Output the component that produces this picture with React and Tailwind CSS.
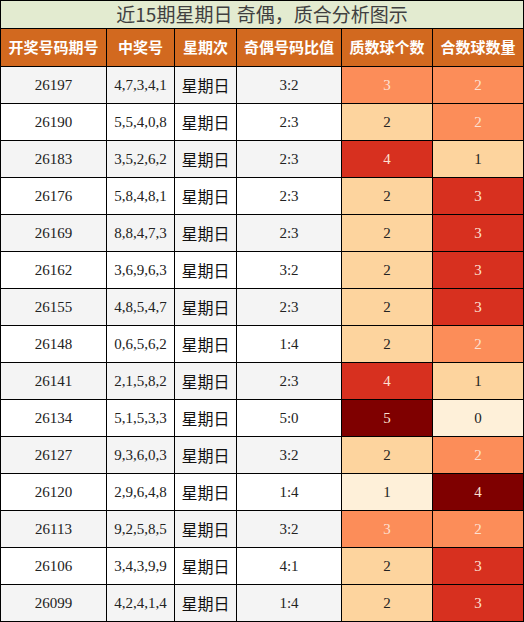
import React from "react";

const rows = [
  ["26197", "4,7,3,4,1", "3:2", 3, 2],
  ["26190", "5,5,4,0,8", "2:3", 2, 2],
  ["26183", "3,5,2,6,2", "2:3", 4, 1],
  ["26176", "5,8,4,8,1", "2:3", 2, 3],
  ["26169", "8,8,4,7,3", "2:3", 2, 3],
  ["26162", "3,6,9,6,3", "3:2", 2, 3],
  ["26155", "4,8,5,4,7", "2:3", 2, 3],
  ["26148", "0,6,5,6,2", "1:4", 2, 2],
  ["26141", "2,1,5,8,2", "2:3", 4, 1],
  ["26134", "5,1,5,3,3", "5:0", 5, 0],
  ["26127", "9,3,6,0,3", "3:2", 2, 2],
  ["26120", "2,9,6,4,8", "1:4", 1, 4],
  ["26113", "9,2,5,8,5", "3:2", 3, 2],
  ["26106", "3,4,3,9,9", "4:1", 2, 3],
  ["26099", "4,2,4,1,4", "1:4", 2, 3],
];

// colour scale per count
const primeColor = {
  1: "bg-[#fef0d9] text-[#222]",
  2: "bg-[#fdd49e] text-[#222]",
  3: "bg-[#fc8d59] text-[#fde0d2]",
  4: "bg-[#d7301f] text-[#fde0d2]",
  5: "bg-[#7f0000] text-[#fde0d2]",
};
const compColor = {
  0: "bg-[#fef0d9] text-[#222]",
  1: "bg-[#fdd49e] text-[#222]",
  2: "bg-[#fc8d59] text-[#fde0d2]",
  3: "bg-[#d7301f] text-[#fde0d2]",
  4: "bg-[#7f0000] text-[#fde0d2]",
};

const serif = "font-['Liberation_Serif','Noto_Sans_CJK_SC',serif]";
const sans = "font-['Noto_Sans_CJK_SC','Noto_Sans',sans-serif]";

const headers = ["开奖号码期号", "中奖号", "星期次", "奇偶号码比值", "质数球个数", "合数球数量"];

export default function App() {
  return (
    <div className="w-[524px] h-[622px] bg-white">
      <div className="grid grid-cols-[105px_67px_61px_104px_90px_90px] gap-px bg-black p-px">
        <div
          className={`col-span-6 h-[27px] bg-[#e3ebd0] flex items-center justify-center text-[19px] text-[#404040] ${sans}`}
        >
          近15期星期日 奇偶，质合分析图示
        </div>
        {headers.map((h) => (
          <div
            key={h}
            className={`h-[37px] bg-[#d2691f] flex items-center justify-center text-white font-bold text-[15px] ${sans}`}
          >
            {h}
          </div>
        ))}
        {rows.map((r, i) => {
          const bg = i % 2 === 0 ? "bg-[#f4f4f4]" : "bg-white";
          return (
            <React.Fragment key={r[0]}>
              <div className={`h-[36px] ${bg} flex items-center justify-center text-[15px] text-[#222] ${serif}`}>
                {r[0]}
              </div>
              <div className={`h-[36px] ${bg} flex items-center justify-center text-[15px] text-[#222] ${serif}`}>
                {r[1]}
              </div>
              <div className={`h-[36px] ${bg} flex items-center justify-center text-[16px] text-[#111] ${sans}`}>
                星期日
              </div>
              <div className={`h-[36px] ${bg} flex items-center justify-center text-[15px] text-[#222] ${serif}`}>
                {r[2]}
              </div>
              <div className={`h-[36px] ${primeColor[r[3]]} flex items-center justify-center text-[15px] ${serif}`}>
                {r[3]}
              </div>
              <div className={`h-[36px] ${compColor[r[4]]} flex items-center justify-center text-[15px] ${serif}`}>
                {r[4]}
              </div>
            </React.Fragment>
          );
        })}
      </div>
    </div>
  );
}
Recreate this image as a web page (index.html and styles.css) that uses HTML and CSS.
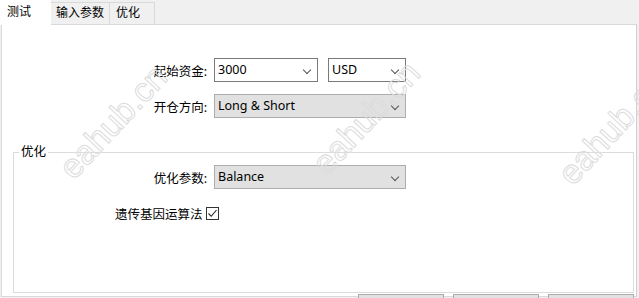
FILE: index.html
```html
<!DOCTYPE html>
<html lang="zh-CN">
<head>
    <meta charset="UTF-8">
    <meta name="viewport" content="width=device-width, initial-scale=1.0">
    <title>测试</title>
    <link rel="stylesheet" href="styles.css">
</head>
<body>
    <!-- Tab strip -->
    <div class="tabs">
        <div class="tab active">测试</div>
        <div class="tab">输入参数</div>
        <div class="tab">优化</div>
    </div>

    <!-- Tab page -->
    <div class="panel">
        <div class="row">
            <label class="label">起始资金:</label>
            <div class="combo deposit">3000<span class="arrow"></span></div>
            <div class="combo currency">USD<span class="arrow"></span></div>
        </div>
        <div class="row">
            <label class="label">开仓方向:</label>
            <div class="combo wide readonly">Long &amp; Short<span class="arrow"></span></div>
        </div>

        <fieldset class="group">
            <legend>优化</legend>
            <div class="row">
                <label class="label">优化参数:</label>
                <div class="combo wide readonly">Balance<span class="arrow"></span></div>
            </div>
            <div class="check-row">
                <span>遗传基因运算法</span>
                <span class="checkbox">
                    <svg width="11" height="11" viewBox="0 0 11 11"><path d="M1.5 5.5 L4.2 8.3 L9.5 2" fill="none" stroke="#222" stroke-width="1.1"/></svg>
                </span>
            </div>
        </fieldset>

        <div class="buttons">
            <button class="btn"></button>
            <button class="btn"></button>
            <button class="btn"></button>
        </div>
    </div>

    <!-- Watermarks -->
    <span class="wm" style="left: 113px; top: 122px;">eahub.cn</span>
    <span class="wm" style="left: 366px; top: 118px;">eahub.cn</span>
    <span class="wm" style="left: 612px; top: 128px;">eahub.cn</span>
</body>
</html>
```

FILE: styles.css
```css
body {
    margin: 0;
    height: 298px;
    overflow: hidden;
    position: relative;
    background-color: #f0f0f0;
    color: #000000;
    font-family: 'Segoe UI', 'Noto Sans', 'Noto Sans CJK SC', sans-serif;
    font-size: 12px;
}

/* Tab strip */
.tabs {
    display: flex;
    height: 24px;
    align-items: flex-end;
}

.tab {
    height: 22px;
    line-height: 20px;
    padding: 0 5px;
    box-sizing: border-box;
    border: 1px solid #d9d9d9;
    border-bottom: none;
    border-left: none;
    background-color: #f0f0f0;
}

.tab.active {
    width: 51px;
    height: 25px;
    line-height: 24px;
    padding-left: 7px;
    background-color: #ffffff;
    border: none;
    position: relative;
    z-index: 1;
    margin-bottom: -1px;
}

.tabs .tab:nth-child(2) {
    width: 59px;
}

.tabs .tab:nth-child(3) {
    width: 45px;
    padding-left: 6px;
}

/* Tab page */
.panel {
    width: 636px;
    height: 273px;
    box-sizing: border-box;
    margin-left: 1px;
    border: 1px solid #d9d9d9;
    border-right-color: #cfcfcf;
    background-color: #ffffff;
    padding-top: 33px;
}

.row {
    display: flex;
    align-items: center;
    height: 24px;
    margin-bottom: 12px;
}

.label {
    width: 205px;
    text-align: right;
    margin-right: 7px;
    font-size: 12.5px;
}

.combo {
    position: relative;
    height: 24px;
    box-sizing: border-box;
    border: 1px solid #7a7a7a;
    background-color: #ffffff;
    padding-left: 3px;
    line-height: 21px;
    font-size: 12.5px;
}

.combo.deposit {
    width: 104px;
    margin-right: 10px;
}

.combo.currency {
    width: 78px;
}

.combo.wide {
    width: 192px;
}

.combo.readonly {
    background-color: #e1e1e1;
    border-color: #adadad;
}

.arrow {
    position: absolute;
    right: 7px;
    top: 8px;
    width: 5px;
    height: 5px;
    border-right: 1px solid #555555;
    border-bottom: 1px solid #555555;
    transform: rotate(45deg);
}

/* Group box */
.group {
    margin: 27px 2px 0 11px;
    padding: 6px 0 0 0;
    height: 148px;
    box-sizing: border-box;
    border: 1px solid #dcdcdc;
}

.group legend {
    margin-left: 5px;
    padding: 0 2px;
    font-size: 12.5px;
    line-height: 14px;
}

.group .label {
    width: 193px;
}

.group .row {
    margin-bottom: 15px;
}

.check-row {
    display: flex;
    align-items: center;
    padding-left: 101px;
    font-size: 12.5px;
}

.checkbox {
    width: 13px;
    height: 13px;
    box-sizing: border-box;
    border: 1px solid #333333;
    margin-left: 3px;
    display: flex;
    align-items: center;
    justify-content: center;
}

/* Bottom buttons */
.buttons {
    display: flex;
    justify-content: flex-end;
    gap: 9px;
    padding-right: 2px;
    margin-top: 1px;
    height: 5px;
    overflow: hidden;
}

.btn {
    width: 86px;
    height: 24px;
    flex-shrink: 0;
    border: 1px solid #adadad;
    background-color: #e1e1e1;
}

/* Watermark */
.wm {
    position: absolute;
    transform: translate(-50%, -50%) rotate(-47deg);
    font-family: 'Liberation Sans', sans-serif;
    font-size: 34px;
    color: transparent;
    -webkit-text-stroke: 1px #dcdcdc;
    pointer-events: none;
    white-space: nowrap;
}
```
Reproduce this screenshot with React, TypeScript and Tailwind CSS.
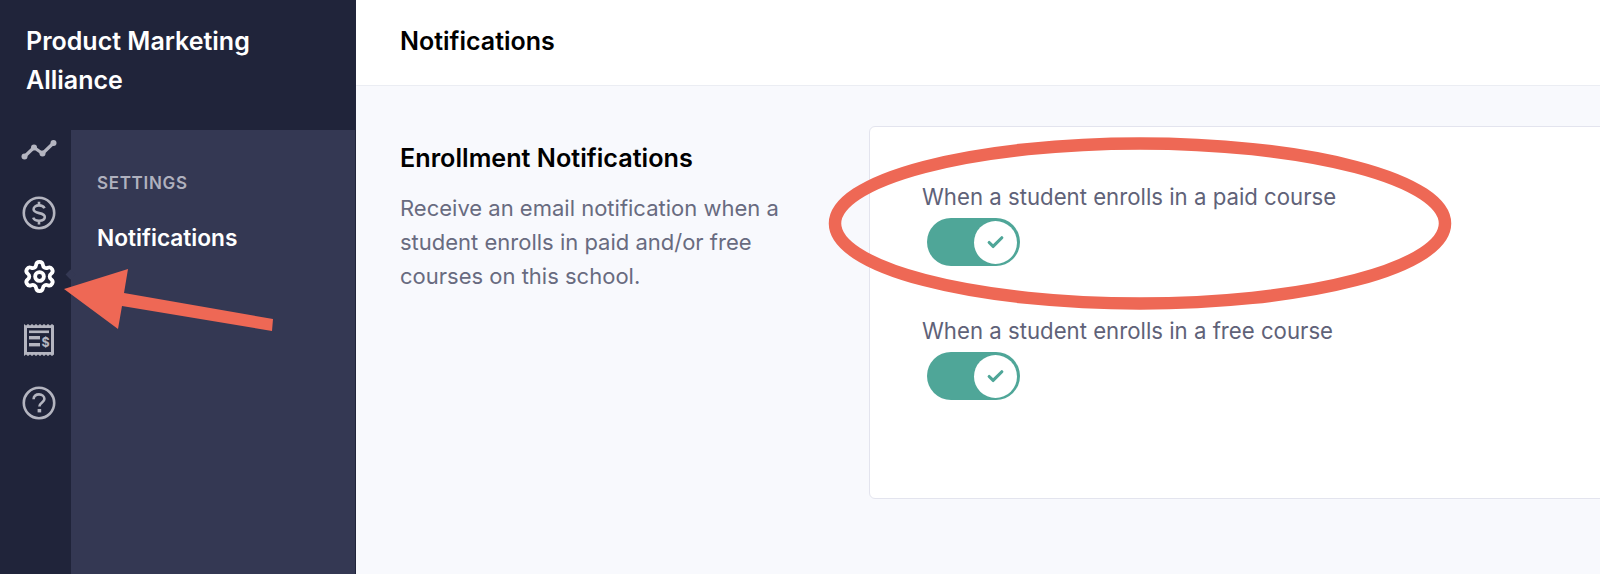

• Stated exercise:
Only the lines from the start of the records to the line with "import React from" belong in the copy. Print them exactly, minus pictures.

• Answer in full:
Output the component that produces this picture with React and Tailwind CSS.
import React from "react";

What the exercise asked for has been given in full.